-- What you will do --
Return the whole listing, line for line, without the pictures in it.

-- Supplied information --

** Begin **

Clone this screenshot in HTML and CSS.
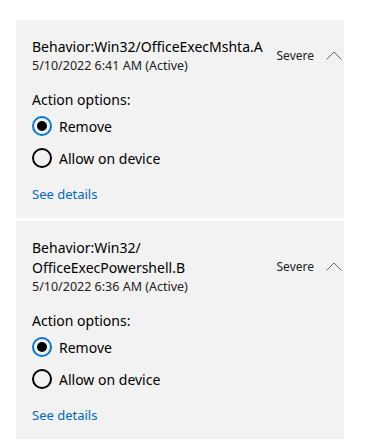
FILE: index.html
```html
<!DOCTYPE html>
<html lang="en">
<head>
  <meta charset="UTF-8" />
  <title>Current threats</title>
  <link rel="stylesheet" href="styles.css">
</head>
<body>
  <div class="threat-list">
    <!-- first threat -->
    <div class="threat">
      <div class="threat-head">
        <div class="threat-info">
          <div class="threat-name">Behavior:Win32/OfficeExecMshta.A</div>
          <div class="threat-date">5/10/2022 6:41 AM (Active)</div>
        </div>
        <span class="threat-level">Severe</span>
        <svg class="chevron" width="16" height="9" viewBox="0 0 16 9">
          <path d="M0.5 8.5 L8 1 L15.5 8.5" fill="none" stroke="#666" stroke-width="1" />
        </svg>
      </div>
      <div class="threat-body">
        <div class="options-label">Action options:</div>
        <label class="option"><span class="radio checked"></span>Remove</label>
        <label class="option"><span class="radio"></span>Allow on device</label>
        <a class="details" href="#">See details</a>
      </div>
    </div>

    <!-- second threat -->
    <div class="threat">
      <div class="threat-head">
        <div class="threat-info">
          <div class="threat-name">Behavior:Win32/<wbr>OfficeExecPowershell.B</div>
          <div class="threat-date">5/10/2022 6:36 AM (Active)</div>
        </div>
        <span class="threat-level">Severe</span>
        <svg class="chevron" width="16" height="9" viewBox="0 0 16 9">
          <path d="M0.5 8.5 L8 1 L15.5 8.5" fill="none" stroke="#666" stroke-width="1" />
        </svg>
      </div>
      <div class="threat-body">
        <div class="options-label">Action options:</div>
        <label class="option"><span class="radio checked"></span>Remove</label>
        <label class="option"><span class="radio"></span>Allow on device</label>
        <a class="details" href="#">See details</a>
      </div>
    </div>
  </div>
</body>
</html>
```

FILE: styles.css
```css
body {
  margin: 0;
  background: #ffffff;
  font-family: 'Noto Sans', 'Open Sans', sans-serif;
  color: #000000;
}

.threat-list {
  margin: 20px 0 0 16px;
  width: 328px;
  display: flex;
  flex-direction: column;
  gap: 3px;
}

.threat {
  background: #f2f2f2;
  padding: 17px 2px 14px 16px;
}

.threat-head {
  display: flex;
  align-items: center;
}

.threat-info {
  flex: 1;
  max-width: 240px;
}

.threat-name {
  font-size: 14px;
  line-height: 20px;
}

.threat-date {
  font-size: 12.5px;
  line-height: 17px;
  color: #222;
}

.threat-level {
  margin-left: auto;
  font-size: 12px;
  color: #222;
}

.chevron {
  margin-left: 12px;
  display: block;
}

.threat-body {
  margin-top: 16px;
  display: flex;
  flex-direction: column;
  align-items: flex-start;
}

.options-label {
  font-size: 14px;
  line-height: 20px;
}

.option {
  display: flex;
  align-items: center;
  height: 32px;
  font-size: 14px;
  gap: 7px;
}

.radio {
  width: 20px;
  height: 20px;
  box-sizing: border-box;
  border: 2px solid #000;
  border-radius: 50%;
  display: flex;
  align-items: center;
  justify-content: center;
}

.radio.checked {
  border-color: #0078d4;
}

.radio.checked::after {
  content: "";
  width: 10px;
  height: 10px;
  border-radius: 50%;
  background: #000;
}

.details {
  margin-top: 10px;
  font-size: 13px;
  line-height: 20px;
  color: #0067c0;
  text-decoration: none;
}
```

** End **

-- Worked solution --
Clone this screenshot in HTML and CSS.
FILE: index.html
```html
<!DOCTYPE html>
<html lang="en">
<head>
  <meta charset="UTF-8" />
  <title>Current threats</title>
  <link rel="stylesheet" href="styles.css">
</head>
<body>
  <div class="threat-list">
    <!-- first threat -->
    <div class="threat">
      <div class="threat-head">
        <div class="threat-info">
          <div class="threat-name">Behavior:Win32/OfficeExecMshta.A</div>
          <div class="threat-date">5/10/2022 6:41 AM (Active)</div>
        </div>
        <span class="threat-level">Severe</span>
        <svg class="chevron" width="16" height="9" viewBox="0 0 16 9">
          <path d="M0.5 8.5 L8 1 L15.5 8.5" fill="none" stroke="#666" stroke-width="1" />
        </svg>
      </div>
      <div class="threat-body">
        <div class="options-label">Action options:</div>
        <label class="option"><span class="radio checked"></span>Remove</label>
        <label class="option"><span class="radio"></span>Allow on device</label>
        <a class="details" href="#">See details</a>
      </div>
    </div>

    <!-- second threat -->
    <div class="threat">
      <div class="threat-head">
        <div class="threat-info">
          <div class="threat-name">Behavior:Win32/<wbr>OfficeExecPowershell.B</div>
          <div class="threat-date">5/10/2022 6:36 AM (Active)</div>
        </div>
        <span class="threat-level">Severe</span>
        <svg class="chevron" width="16" height="9" viewBox="0 0 16 9">
          <path d="M0.5 8.5 L8 1 L15.5 8.5" fill="none" stroke="#666" stroke-width="1" />
        </svg>
      </div>
      <div class="threat-body">
        <div class="options-label">Action options:</div>
        <label class="option"><span class="radio checked"></span>Remove</label>
        <label class="option"><span class="radio"></span>Allow on device</label>
        <a class="details" href="#">See details</a>
      </div>
    </div>
  </div>
</body>
</html>
```

FILE: styles.css
```css
body {
  margin: 0;
  background: #ffffff;
  font-family: 'Noto Sans', 'Open Sans', sans-serif;
  color: #000000;
}

.threat-list {
  margin: 20px 0 0 16px;
  width: 328px;
  display: flex;
  flex-direction: column;
  gap: 3px;
}

.threat {
  background: #f2f2f2;
  padding: 17px 2px 14px 16px;
}

.threat-head {
  display: flex;
  align-items: center;
}

.threat-info {
  flex: 1;
  max-width: 240px;
}

.threat-name {
  font-size: 14px;
  line-height: 20px;
}

.threat-date {
  font-size: 12.5px;
  line-height: 17px;
  color: #222;
}

.threat-level {
  margin-left: auto;
  font-size: 12px;
  color: #222;
}

.chevron {
  margin-left: 12px;
  display: block;
}

.threat-body {
  margin-top: 16px;
  display: flex;
  flex-direction: column;
  align-items: flex-start;
}

.options-label {
  font-size: 14px;
  line-height: 20px;
}

.option {
  display: flex;
  align-items: center;
  height: 32px;
  font-size: 14px;
  gap: 7px;
}

.radio {
  width: 20px;
  height: 20px;
  box-sizing: border-box;
  border: 2px solid #000;
  border-radius: 50%;
  display: flex;
  align-items: center;
  justify-content: center;
}

.radio.checked {
  border-color: #0078d4;
}

.radio.checked::after {
  content: "";
  width: 10px;
  height: 10px;
  border-radius: 50%;
  background: #000;
}

.details {
  margin-top: 10px;
  font-size: 13px;
  line-height: 20px;
  color: #0067c0;
  text-decoration: none;
}
```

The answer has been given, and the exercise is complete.